RICHMOND, Va. - Governor Ralph Northam kicked off the Commonwealth’s 19th annual Checkpoint Strikeforce enforcement and public education campaign Wednesday to combat impaired driving and prevent alcohol-related injuries and fatalities on roads.
Virginia will have increased enforcement, modified for COVID-19 concerns, from August 26 through Labor Day weekend, and resume periodically around key holidays like Halloween, Thanksgiving, and New Year’s Eve.

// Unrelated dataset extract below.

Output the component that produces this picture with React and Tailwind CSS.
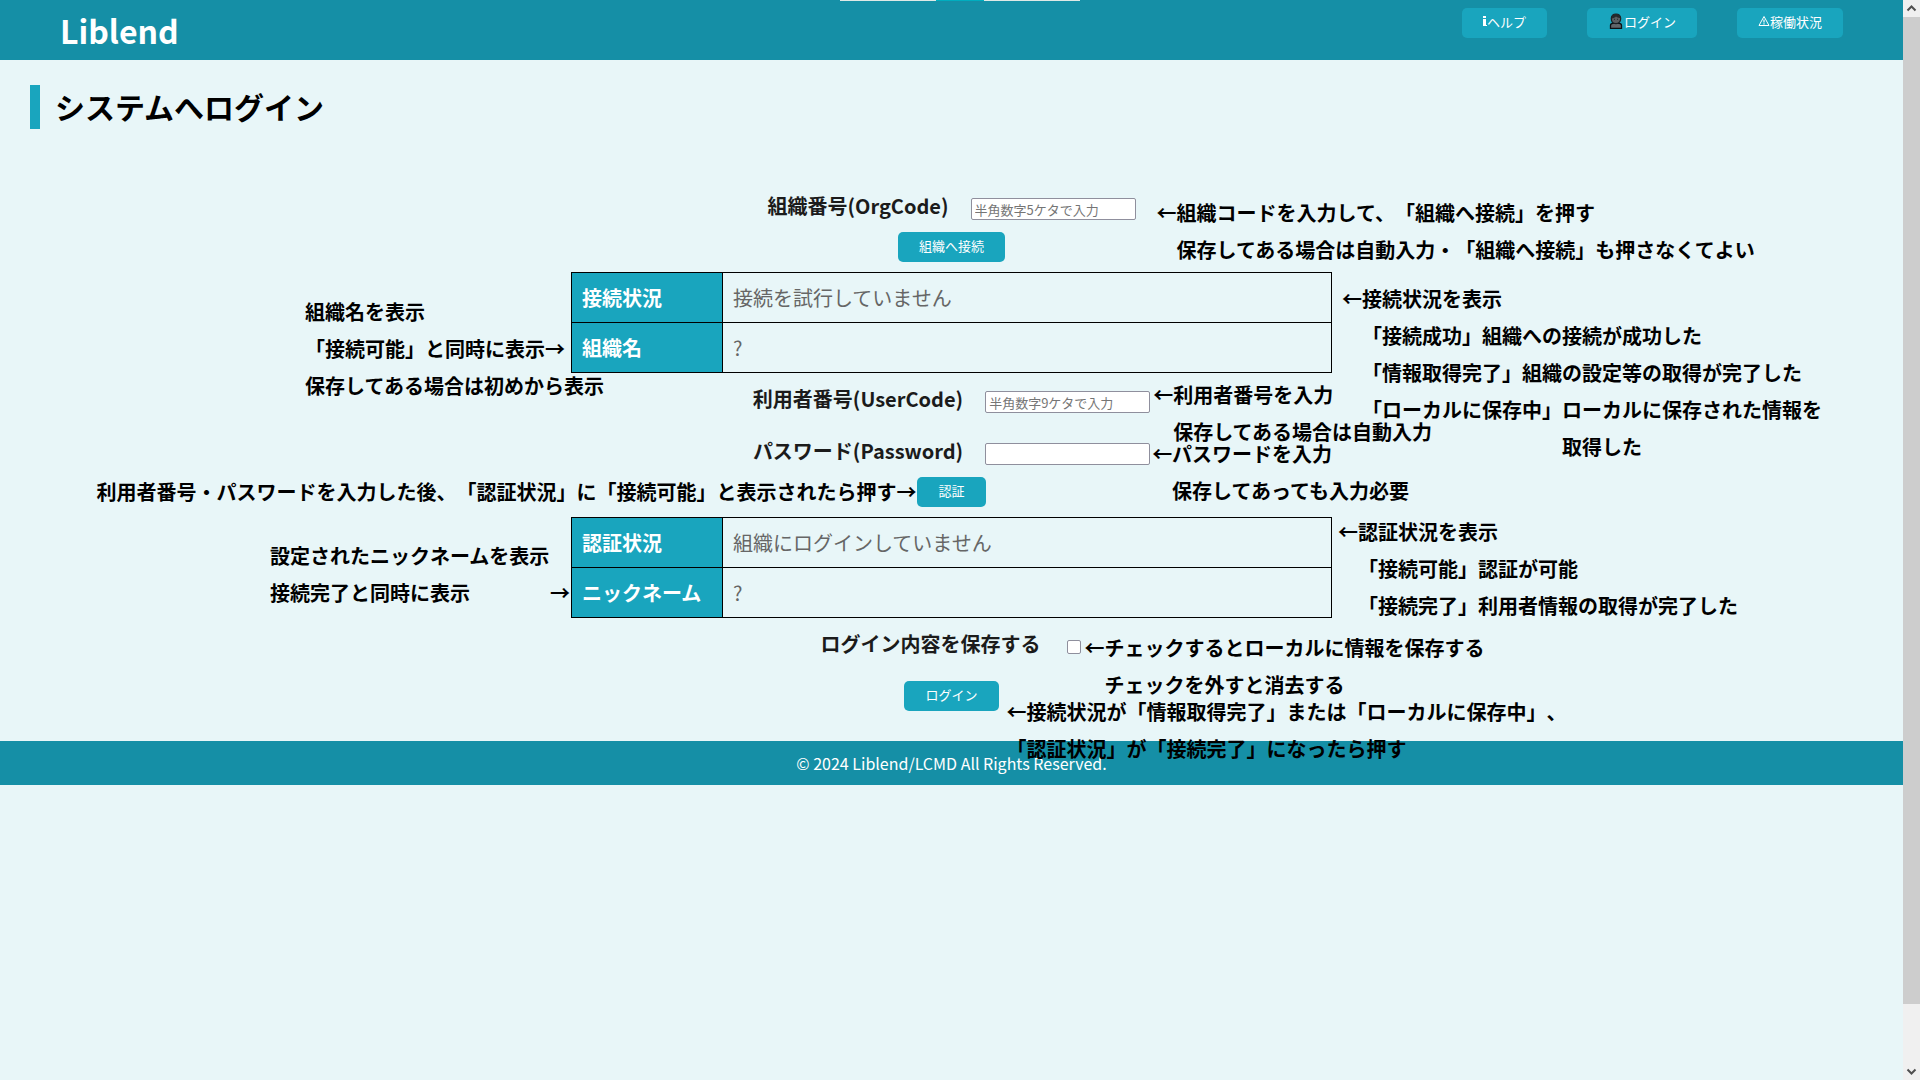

“This has been a challenging year, and now more than ever, we are all focused on keeping our loved ones safe,” said Governor Northam. “I am asking Virginians to apply the same collective action and shared responsibility that we have harnessed to stop the spread of COVID-19 to reverse the trends of drunk driving. The work of Checkpoint Strikeforce is a critical part of our efforts to reduce the number of fatalities on Virginia’s roads, and the message is simple: if you are old enough to drink, act like it—never get behind the wheel after you have been drinking.”
In 2019, nearly one-third of traffic fatalities in Virginia were due to alcohol-related crashes, and 18,648 people were convicted of DUIs.
During Labor Day weekend alone, State Police arrested 76 drunk drivers, averaging a DUI arrest every 75 minutes.
Operation CARE is a nationwide, state-sponsored traffic safety program that aims to reduce traffic crashes, fatalities, and injuries caused by impaired driving, speeding, and failing to use occupant restraints. Virginia State Police will participate in this program starting at midnight on September 4 through midnight on September 7.
“Last year, 264 Virginians died on our roadways in alcohol-impaired traffic crashes—but even one death is too many,” said President and CEO of the Washington Regional Alcohol Program Kurt Erickson. “This year, increased patrols will be complemented by an innovative ad campaign that reflects the changes to socializing in 2020 due to the COVID-19 pandemic and reminds Virginians that drinking and driving is not only irresponsible, it can be deadly.”
Since the creation of Checkpoint Strikeforce campaign in 2002, alcohol-impaired traffic fatalities in the Commonwealth have been reduced by 26.2% and the number of alcohol-impaired traffic injuries have been nearly cut in half.